• **Material provided**
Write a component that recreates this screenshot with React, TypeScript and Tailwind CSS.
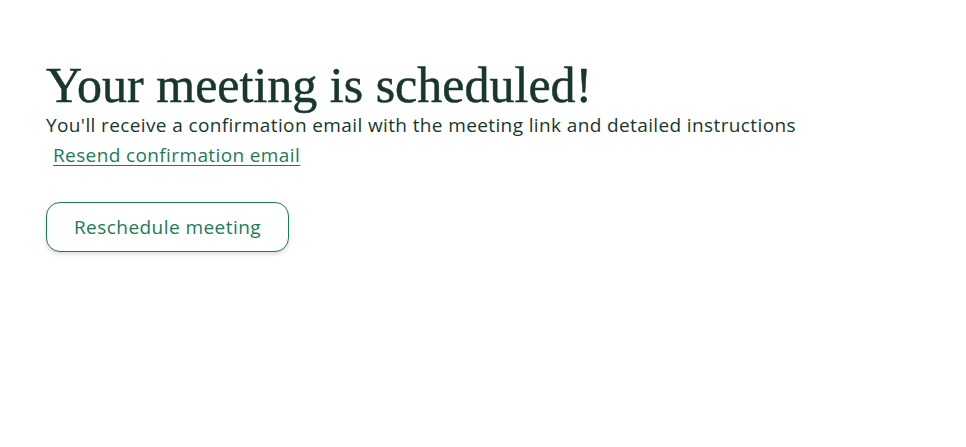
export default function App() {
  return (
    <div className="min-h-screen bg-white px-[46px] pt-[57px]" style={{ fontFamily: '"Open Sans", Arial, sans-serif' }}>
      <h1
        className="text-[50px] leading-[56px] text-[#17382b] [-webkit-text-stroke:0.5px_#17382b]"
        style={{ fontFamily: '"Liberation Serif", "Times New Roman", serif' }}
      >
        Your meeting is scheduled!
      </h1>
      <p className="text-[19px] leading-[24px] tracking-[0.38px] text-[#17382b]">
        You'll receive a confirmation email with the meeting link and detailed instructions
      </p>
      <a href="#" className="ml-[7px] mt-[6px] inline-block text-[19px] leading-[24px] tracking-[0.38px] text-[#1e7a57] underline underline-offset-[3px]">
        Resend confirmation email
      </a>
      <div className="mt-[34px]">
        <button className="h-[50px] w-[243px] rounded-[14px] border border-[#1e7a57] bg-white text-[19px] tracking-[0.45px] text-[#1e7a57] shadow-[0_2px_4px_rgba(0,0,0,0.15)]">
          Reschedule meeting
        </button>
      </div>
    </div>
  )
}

• **Do this**
Lines that include the word "with" are to be extracted from the data above.

• **Full answer**
Write a component that recreates this screenshot with React, TypeScript and Tailwind CSS.
        You'll receive a confirmation email with the meeting link and detailed instructions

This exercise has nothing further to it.